* BEGIN Recorded data *

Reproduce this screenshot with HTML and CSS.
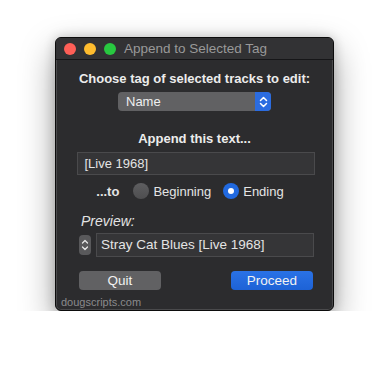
FILE: index.html
```html
<!DOCTYPE html>
<html lang="en">
<head>
    <meta charset="UTF-8">
    <meta name="viewport" content="width=device-width, initial-scale=1.0">
    <title>Append to Selected Tag</title>
    <link rel="stylesheet" href="styles.css">
</head>
<body>
    <!-- Dialog window -->
    <div class="window">
        <div class="titlebar">
            <span class="light red"></span>
            <span class="light yellow"></span>
            <span class="light green"></span>
            <span class="title">Append to Selected Tag</span>
        </div>

        <div class="content">
            <div class="label">Choose tag of selected tracks to edit:</div>
            <div class="popup">
                <span class="popup-text">Name</span>
                <span class="popup-arrows">
                    <svg width="9" height="12" viewBox="0 0 9 12">
                        <path d="M1.5 4.5 L4.5 1.5 L7.5 4.5 M1.5 7.5 L4.5 10.5 L7.5 7.5" fill="none" stroke="#fff" stroke-width="1.5" stroke-linecap="round" stroke-linejoin="round"/>
                    </svg>
                </span>
            </div>

            <div class="label label-append">Append this text...</div>
            <div class="field field-append">[Live 1968]</div>

            <div class="radios">
                <span class="radio-label">...to</span>
                <span class="radio"></span>
                <span class="radio-text">Beginning</span>
                <span class="radio radio-on"></span>
                <span class="radio-text">Ending</span>
            </div>

            <div class="preview-label">Preview:</div>
            <div class="preview-row">
                <span class="stepper">
                    <svg width="8" height="14" viewBox="0 0 8 14">
                        <path d="M1.5 5 L4 2.5 L6.5 5 M1.5 9 L4 11.5 L6.5 9" fill="none" stroke="#e8e8e8" stroke-width="1.3" stroke-linecap="round" stroke-linejoin="round"/>
                    </svg>
                </span>
                <div class="field field-preview">Stray Cat Blues [Live 1968]</div>
            </div>

            <div class="buttons">
                <button class="btn btn-quit">Quit</button>
                <button class="btn btn-proceed">Proceed</button>
            </div>

            <div class="credit">dougscripts.com</div>
        </div>
    </div>
</body>
</html>
```

FILE: styles.css
```css
body {
    margin: 0;
    padding: 37px 0 0 55px;
    background: #ffffff;
    font-family: "Liberation Sans", Arial, sans-serif;
    font-size: 13px;
    color: #e4e4e4;
}
.window {
    width: 279px;
    height: 274px;
    box-sizing: border-box;
    background: #2c2c2e;
    border: 1px solid #0c0c0c;
    border-radius: 6px;
    box-shadow: 0 14px 34px rgba(0, 0, 0, 0.38), 0 0 12px rgba(0, 0, 0, 0.2), inset 0 0 0 1px #4a4a4c;
    overflow: hidden;
    display: flex;
    flex-direction: column;
}
.titlebar {
    height: 21px;
    flex: none;
    display: flex;
    align-items: center;
    padding-left: 8px;
    background: #323234;
    border-bottom: 1px solid #161618;
}
.light {
    width: 12px;
    height: 12px;
    border-radius: 50%;
    margin-right: 8px;
}
.red { background: #fe5f57; }
.yellow { background: #febc2e; }
.green { background: #28c840; }
.title {
    margin-left: 0;
    color: #999999;
    font-size: 13.5px;
}
.content {
    flex: 1;
    display: flex;
    flex-direction: column;
    align-items: center;
}
.label {
    margin-top: 11px;
    font-weight: bold;
    line-height: 16px;
    color: #ececec;
}
.popup {
    margin-top: 5px;
    width: 153px;
    height: 19px;
    display: flex;
    background: #616163;
    border-radius: 4px;
    overflow: hidden;
}
.popup-text {
    flex: 1;
    padding-left: 8px;
    line-height: 19px;
    color: #f0f0f0;
}
.popup-arrows {
    width: 16px;
    display: flex;
    align-items: center;
    justify-content: center;
    background: #2b6ce0;
}
.label-append {
    margin-top: 20px;
}
.field {
    box-sizing: border-box;
    background: #353537;
    border: 1px solid #4a4a4c;
    color: #e4e4e4;
    padding-left: 7px;
}
.field-append {
    margin-top: 5px;
    width: 238px;
    height: 23px;
    line-height: 21px;
    margin-left: 2px;
}
.radios {
    margin: 8px 9px 0 0;
    display: flex;
    align-items: center;
    height: 16px;
}
.radio-label {
    font-weight: bold;
    margin-right: 14px;
}
.radio {
    width: 16px;
    height: 16px;
    border-radius: 50%;
    box-sizing: border-box;
    background: linear-gradient(#5e5e60, #4e4e50);
    margin-right: 4px;
}
.radio-on {
    background: #2169df;
    position: relative;
    margin-left: 12px;
}
.radio-on::after {
    content: "";
    position: absolute;
    left: 5px;
    top: 5px;
    width: 6px;
    height: 6px;
    border-radius: 50%;
    background: #ffffff;
}
.radio-text {
    color: #e4e4e4;
}
.preview-label {
    align-self: flex-start;
    margin: 14px 0 0 25px;
    font-style: italic;
    font-size: 14px;
    line-height: 16px;
    color: #e4e4e4;
}
.preview-row {
    align-self: flex-start;
    margin: 4px 0 0 23px;
    display: flex;
    align-items: center;
}
.stepper {
    width: 12px;
    height: 20px;
    border-radius: 4px;
    background: #59595b;
    display: flex;
    align-items: center;
    justify-content: center;
    margin-right: 5px;
}
.field-preview {
    width: 218px;
    height: 24px;
    line-height: 22px;
    padding-left: 4px;
    font-size: 13.5px;
}
.buttons {
    align-self: stretch;
    display: flex;
    justify-content: space-between;
    margin: 14px 20px 0 23px;
}
.btn {
    width: 82px;
    height: 19px;
    padding: 0;
    border: none;
    border-radius: 4px;
    font-family: inherit;
    font-size: 13.5px;
    color: #f2f2f2;
}
.btn-quit {
    background: #616163;
}
.btn-proceed {
    background: linear-gradient(#2a72e6, #1d62d6);
}
.credit {
    align-self: flex-start;
    margin: 6px 0 0 5px;
    font-size: 11px;
    line-height: 13px;
    color: #8a8a8c;
}
```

* END Recorded data *

*Set exercise*: Track down every line holding the string "this" and copy it.

*The reply*:
Reproduce this screenshot with HTML and CSS.
            <div class="label label-append">Append this text...</div>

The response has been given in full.